Zusammenfassung
Im Zuge seiner Rechtsprechung zu den Nachbesserungs- und Überprüfungspflichten des Gesetzgebers hat das Bundesverfassungsgericht in jüngerer Zeit wiederholt auf eine entsprechende Verpflichtung zur Beobachtung der sozialen Wirklichkeit und der Gesetzeswirkungen hingewiesen; in der Entscheidung zur Neuregelung des Rechts des Schwangerschaftsabbruchs hat sich diese Verpflichtung bereits zu einer eigenständigen Rechtspflicht verdichtet. Diese Entwicklung kommt der nun vielfach vertretenen Auffassung entgegen, daß es in einer Risikogesellschaft zu den vorrangigen staatlichen Aufgaben gehört, die Beschaffung des zur Erkennung und Bewältigung dieser Risiken erforderlichen Wissens zu organisieren.
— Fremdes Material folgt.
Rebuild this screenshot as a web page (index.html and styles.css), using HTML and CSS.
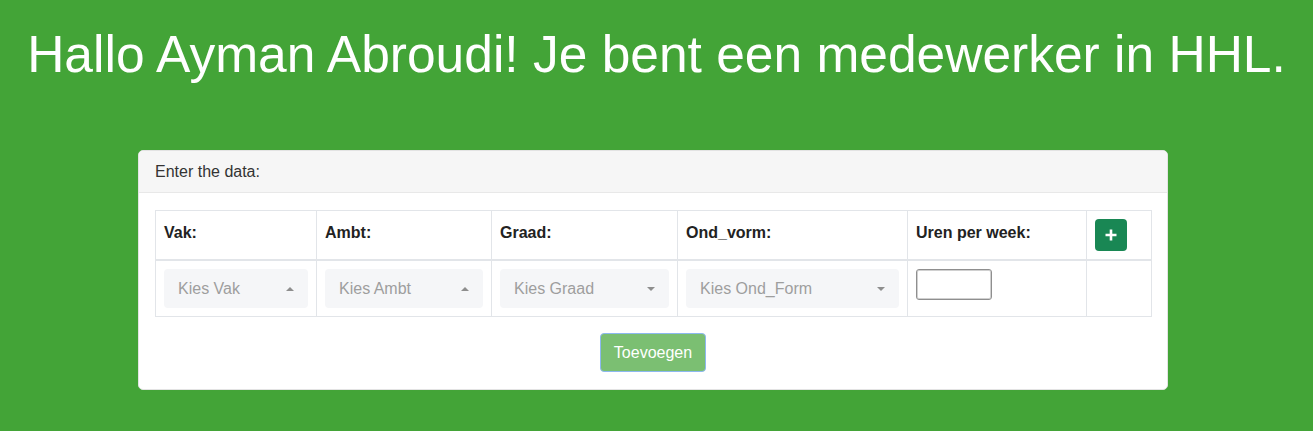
FILE: index.html
```html
<!DOCTYPE html>
<html lang="nl">
<head>
<meta charset="utf-8">
<title>HHL</title>
<link rel="stylesheet" href="styles.css">
</head>
<body>
<h1 class="welcome">Hallo Ayman Abroudi! Je bent een medewerker in HHL.</h1>
<div class="card">
  <div class="card-header">Enter the data:</div>
  <div class="card-body">
    <table class="data-table">
      <colgroup>
        <col class="c-vak"><col class="c-ambt"><col class="c-graad"><col class="c-vorm"><col class="c-uren"><col class="c-add">
      </colgroup>
      <thead>
        <tr>
          <th>Vak:</th>
          <th>Ambt:</th>
          <th>Graad:</th>
          <th>Ond_vorm:</th>
          <th>Uren per week:</th>
          <th><button class="btn-add" type="button" aria-label="Toevoegen rij"><svg width="12" height="12" viewBox="0 0 12 12"><path d="M6 0.5v11M0.5 6h11" stroke="#fff" stroke-width="2.6" fill="none"/></svg></button></th>
        </tr>
      </thead>
      <tbody>
        <tr>
          <td><div class="select"><span>Kies Vak</span><i class="caret up"></i></div></td>
          <td><div class="select"><span>Kies Ambt</span><i class="caret up"></i></div></td>
          <td><div class="select"><span>Kies Graad</span><i class="caret down"></i></div></td>
          <td><div class="select"><span>Kies Ond_Form</span><i class="caret down"></i></div></td>
          <td><input class="num" type="text"></td>
          <td></td>
        </tr>
      </tbody>
    </table>
    <div class="actions"><button class="btn-submit" type="button">Toevoegen</button></div>
  </div>
</div>
</body>
</html>
```
FILE: styles.css
```css
html, body {
  margin: 0;
  padding: 0;
}
body {
  background: #43a437;
  font-family: "Liberation Sans", Arial, sans-serif;
  color: #212529;
  height: 431px;
  overflow: hidden;
}
.welcome {
  margin: 0;
  padding-top: 24px;
  font-weight: normal;
  font-size: 51.5px;
  line-height: 60px;
  color: #fff;
  text-align: center;
}
.card {
  margin: 66px 0 0 138px;
  width: 1030px;
  box-sizing: border-box;
  background: #fff;
  border: 1px solid #e3e3e3;
  border-radius: 5px;
  overflow: hidden;
}
.card-header {
  background: #f6f6f6;
  border-bottom: 1px solid #e8e8e8;
  padding: 9px 16px 8px;
  font-size: 16px;
  line-height: 24px;
  color: #333;
}
.card-body {
  padding: 17px 16px 17px;
}
.data-table {
  width: 100%;
  table-layout: fixed;
  border-collapse: collapse;
  font-size: 16px;
}
.c-vak { width: 161px; }
.c-ambt { width: 175px; }
.c-graad { width: 186px; }
.c-vorm { width: 230px; }
.c-uren { width: 179px; }
.c-add { width: 65px; }
.data-table th,
.data-table td {
  border: 1px solid #e2e5e9;
  padding: 8px;
  text-align: left;
}
.data-table th {
  border-bottom-width: 2px;
  font-weight: bold;
  vertical-align: top;
  line-height: 22px;
  padding-top: 11px;
  color: #222;
}
.data-table th:last-child {
  padding-top: 8px;
}
.data-table td {
  vertical-align: top;
  height: 39px;
}
.btn-add {
  width: 32px;
  height: 32px;
  border: 0;
  border-radius: 4px;
  background: #198754;
  padding: 0;
  display: flex;
  align-items: center;
  justify-content: center;
}
.select {
  height: 39px;
  box-sizing: border-box;
  background: #f5f6f8;
  border-radius: 4px;
  display: flex;
  align-items: center;
  justify-content: space-between;
  padding: 0 14px 0 14px;
  color: #9e9e9e;
  font-size: 16px;
}
.caret {
  width: 0;
  height: 0;
  border-left: 4px solid transparent;
  border-right: 4px solid transparent;
}
.caret.up {
  border-bottom: 4px solid #8e8e8e;
}
.caret.down {
  border-top: 4px solid #8e8e8e;
}
.num {
  display: block;
  width: 76px;
  height: 31px;
  box-sizing: border-box;
  border: 1px solid #8f8f8f;
  box-shadow: inset 0 0 0 1px #d0d0d0;
  border-radius: 3px;
  background: #fff;
  padding: 2px 4px;
  font-size: 16px;
}
.actions {
  display: flex;
  justify-content: center;
  padding-top: 16px;
}
.btn-submit {
  height: 39px;
  box-sizing: border-box;
  padding: 0 13px;
  border: 1px solid #8db8f0;
  border-radius: 4px;
  background: #7bbf72;
  color: #fff;
  font-family: "Liberation Sans", Arial, sans-serif;
  font-size: 16px;
}
```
Der Beitrag weist demgegenüber darauf hin, daß eine Beobachtungspflicht des Gesetzgebers nur in sehr engen Grenzen eine verfassungsrechtliche Grundlage findet und zu einer problematischen Steuerung der Setzung politischer Prioritäten durch das Verfassungsgericht führt.
Summary
In the course of its judgments on the duties of the legislature to review and revise legislation, the Federal Constitutional Court has recently referred again to a corresponding duty of the legislature to observe social reality and to monitor the effects of legislation; in its decision in relation to the reform of abortion law this duty has evolved into an independent legal obligation. This development supports the currently widespread view that one of the most important functions of the state in a risk society is to accumulate the necessary knowledge to recognise and deal with these risks. This article, however, draws attention to the fact that this monitoring duty of the legislature is only justified to a limited extent by constitutional law and leads to a problematic regulation of the setting of political priorities by the Federal Constitutional Court.